A very influential book. It gave me a new perspective toward paintings and photographs.

May 16, 2013
  • xaipe rated this: 5 stars out of 5.

"Ways of Seeing" is one of my favorite books and one which I reread every few years. Berger builds some of his arguments on Walter Benjamin’s book "The Work of Art in the Age of Mechanical Reproduction" but is much more accessible. Like Benjamin, Berger raises questions about hidden ideologies in visual images and explores the idea of art as commodity. Berger deals with the enormous impact of publicity, image saturation, television, reproduction, the illusion of free choice, principles of capitalism, and a discussion of gender and ethnicity. Quite a lot to be packed into a spare 154 pages. The book is based on a 1972 BBC series but don't let that put you off. It is as contemporary as though it had been written today.
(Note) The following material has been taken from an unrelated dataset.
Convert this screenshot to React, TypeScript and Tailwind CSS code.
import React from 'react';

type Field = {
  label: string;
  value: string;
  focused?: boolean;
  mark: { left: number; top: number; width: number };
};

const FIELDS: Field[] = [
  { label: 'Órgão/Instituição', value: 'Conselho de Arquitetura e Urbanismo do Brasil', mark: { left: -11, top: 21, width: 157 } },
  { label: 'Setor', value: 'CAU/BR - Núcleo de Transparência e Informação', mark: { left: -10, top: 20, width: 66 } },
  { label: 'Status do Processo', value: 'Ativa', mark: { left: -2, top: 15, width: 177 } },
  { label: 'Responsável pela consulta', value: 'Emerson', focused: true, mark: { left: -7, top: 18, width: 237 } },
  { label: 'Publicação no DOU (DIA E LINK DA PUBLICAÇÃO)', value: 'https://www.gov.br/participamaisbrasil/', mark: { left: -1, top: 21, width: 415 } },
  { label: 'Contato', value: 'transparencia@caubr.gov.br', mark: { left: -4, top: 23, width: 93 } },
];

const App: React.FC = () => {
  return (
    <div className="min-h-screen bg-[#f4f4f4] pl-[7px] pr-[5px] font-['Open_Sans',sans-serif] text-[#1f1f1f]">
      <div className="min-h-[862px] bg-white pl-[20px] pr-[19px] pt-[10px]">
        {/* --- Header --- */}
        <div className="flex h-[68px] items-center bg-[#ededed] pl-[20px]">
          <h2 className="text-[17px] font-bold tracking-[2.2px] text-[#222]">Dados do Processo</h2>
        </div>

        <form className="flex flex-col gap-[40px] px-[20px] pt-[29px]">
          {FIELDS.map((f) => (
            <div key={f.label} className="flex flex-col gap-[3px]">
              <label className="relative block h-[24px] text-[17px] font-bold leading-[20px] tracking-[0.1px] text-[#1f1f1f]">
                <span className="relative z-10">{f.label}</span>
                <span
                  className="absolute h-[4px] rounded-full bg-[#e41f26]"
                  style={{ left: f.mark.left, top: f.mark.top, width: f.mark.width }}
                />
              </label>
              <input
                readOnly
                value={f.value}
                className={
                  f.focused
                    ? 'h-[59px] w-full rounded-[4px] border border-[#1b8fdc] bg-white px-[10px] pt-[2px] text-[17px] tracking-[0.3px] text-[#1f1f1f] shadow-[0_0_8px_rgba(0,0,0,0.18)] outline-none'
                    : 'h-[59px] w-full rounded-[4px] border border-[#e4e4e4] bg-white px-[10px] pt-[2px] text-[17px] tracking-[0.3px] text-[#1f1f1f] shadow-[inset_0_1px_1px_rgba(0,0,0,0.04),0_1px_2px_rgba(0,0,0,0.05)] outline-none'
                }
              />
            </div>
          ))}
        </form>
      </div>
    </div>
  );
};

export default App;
It is a very "visual" book and relies on many reproductions of ads and paintings with succinct textual commentary. I remember how it opened my eyes to the roles of the viewer and the viewed (anyone interested in French semiotic film theory will love it). One line stood out for me upon first reading many years ago: "Men act and women appear. Men look at women. Women watch themselves being looked at." Any book which can shift perception as radically as this shifted mine is worth reading and re-reading in my opinion.